19 мая 2021 г., Храм Христа Спасителя, г. Москва
Аннотация. В статье затрагивается ряд вопросов, касающихся проблемы актуализации сугубо мистико-аскетических интуиций сначала в теоретическое богословие, а затем и в социально-политическую практику. В этом сложном культурном процессе значимую роль сыграла личность византийского богослова Григория Паламы. Рассматривается и анализируется процесс преобразования ряда мировоззренческих установок византийского мистика в чисто практическую плоскость в качестве социальной доктрины. Попутно освещаются основные вехи и направления пастырского служения святителя.
Ключевые слова. История Древней Церкви, История Византии XIII–XIV вв., православная мистика и аскетика, исихазм, паламизм, исихастские споры, святитель Григорий Палама, византийское монашество и монастыри.
Православный аскетизм, восходящий своими корнями к евангельской проповеди Христа, наиболее полно проявившийся в духовной практике и учении священного безмолвия, получившей наименование исихазм, представляется явлением весьма многоаспектным[1]. «Цементирующим элементом» этого многообразия, органично вобравшим в себя существенные черты предшествующей православной духовности, является уникальная личность и мировоззрение выдающегося византийского богослова Григория Паламы, сумевшего соединить в своем многогранном пастырском служении и верность монашеским обетам, и стойкость в православном Предании, и активную социально-гражданскую позицию. Обладая одновременно глубоким молитвенно-созерцательным опытом и незаурядной интеллектуальной эрудицией, святитель Григорий наиболее полно и концептуально раскрыл, сформулировал и обосновал ортодоксальность исихастской традиции, показав ее практическое значение для культуры и общественной жизни Византии и вселенского Православия на все последующие века.
Исихазм, зародившись в IV столетии в среде египетских и палестинских анахоретов как сугубо монашеская мистико-аскетическая практика, в XIV веке, превратившись в широкое общественное движение, становится центральным фактором не только церковной, но и светской истории Византии и всего христианского Востока. Ключевую роль в этих процессах сыграл Солунский учитель безмолвия.
Рассматривая жизнь и деятельность Григория Паламы в контексте социокультурных, ментальных, идеологических и общественно-политических коллизий и перипетий поздней Византии, можно проследить на протяжении XIV столетия эволюцию исихастской традиции, как социального движения, а так же становление и развитие ряда аспектов богословских воззрений учителя безмолвия, оставившего неизгладимый след в культуре Православного Востока, оказавшего существенное влияние на современное ему византийское общество и государство.
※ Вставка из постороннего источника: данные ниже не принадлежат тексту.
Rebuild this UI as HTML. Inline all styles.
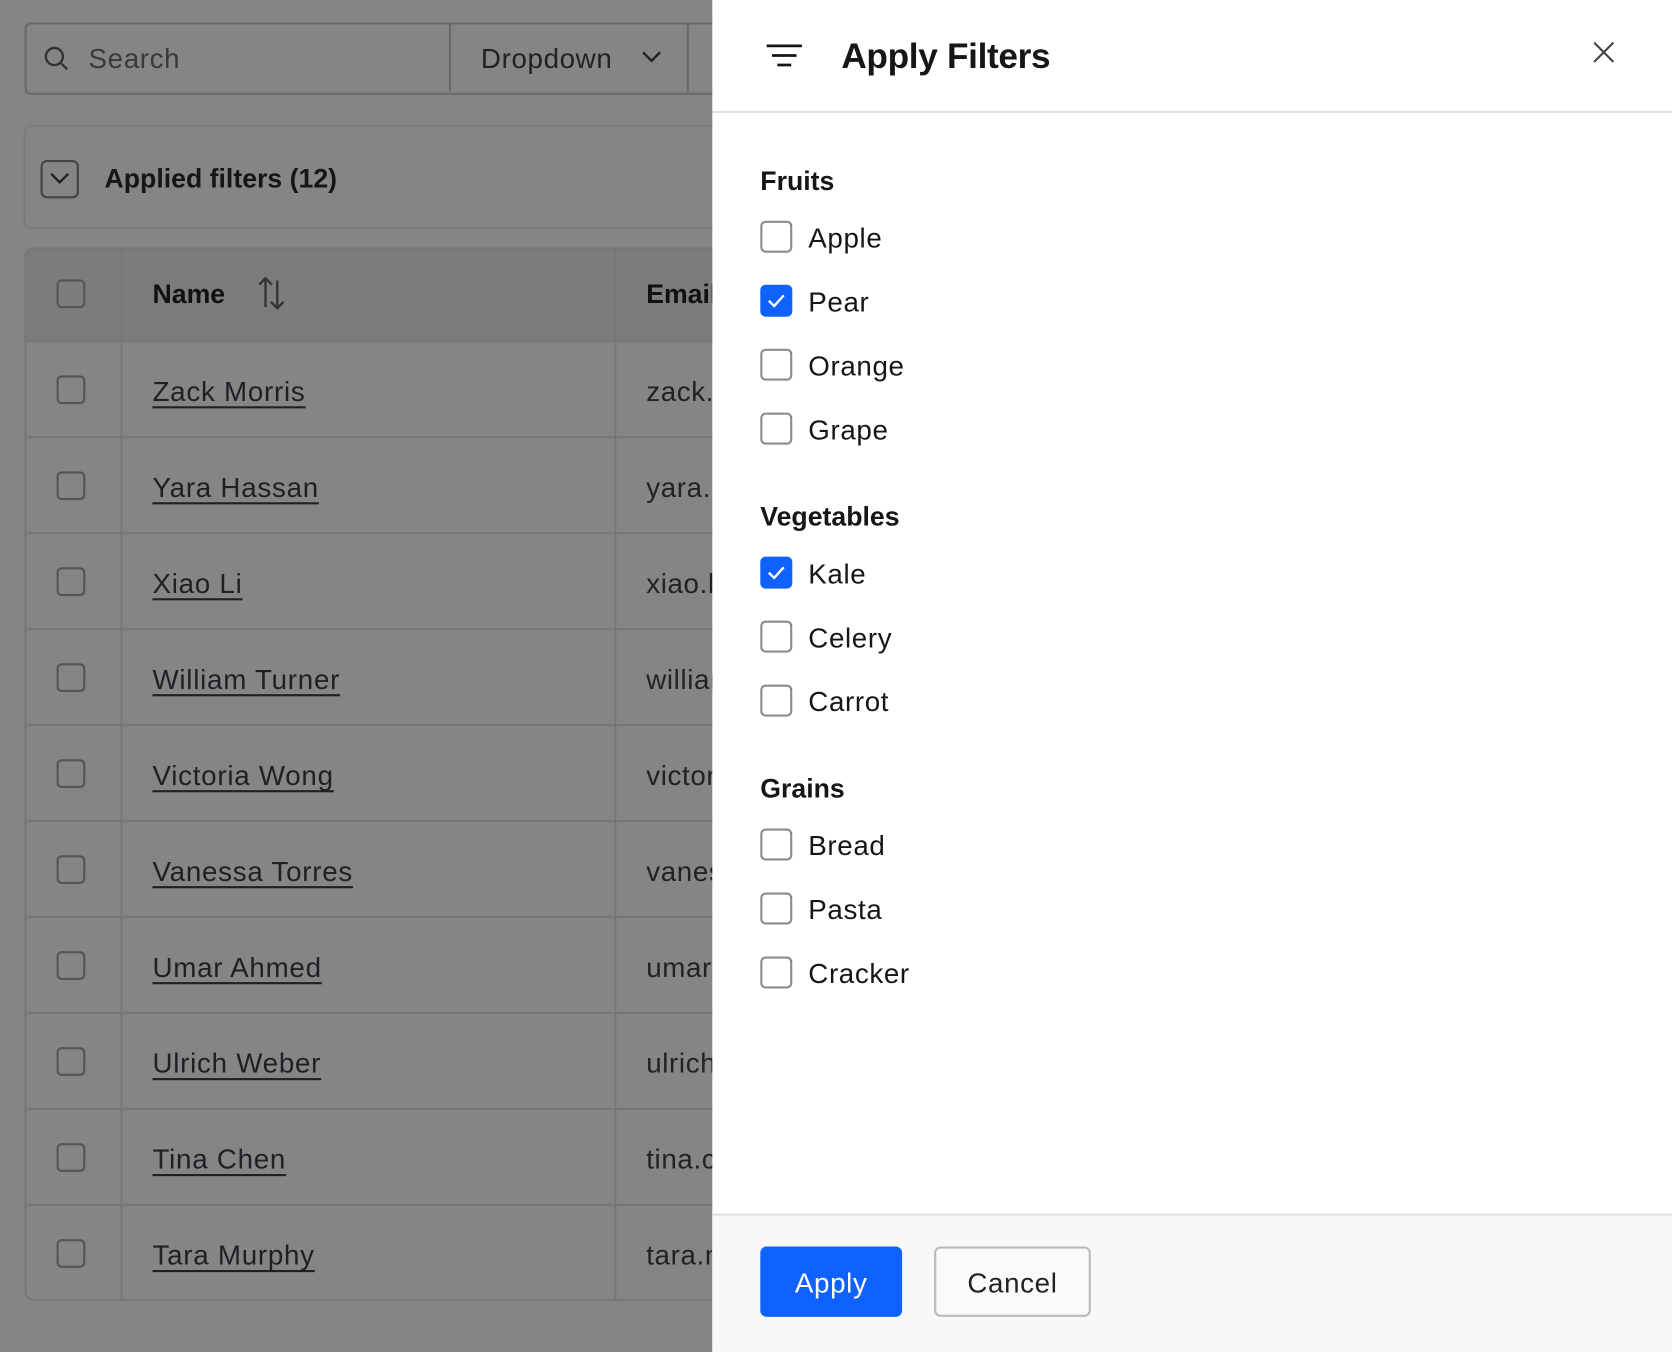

Г.М. Прохоров в развитии исихастского движения Византии XIV в. выделил три этапа: келейный, стадия теоретического выражения и общественно-политического влияния. Каждому из них соответствовали определенный круг и род литературных произведений[2].
Первый так называемый «келейный период» движения (кон. XIII – нач. XIV вв.) связан с деятельностью таких святых как Григорий Кипрский, Феолипт Филадельфийский, Никифор Уединенник и особенно Григорий Синаит и развертывается, прежде всего, на Афоне, где активно возрождалась аскетико-созерцательная практика и учение, наставляющее умному деланию. В общественной жизни серьезной роли исихазм еще не играл. Именно тогда и появился на свет Григорий Палама.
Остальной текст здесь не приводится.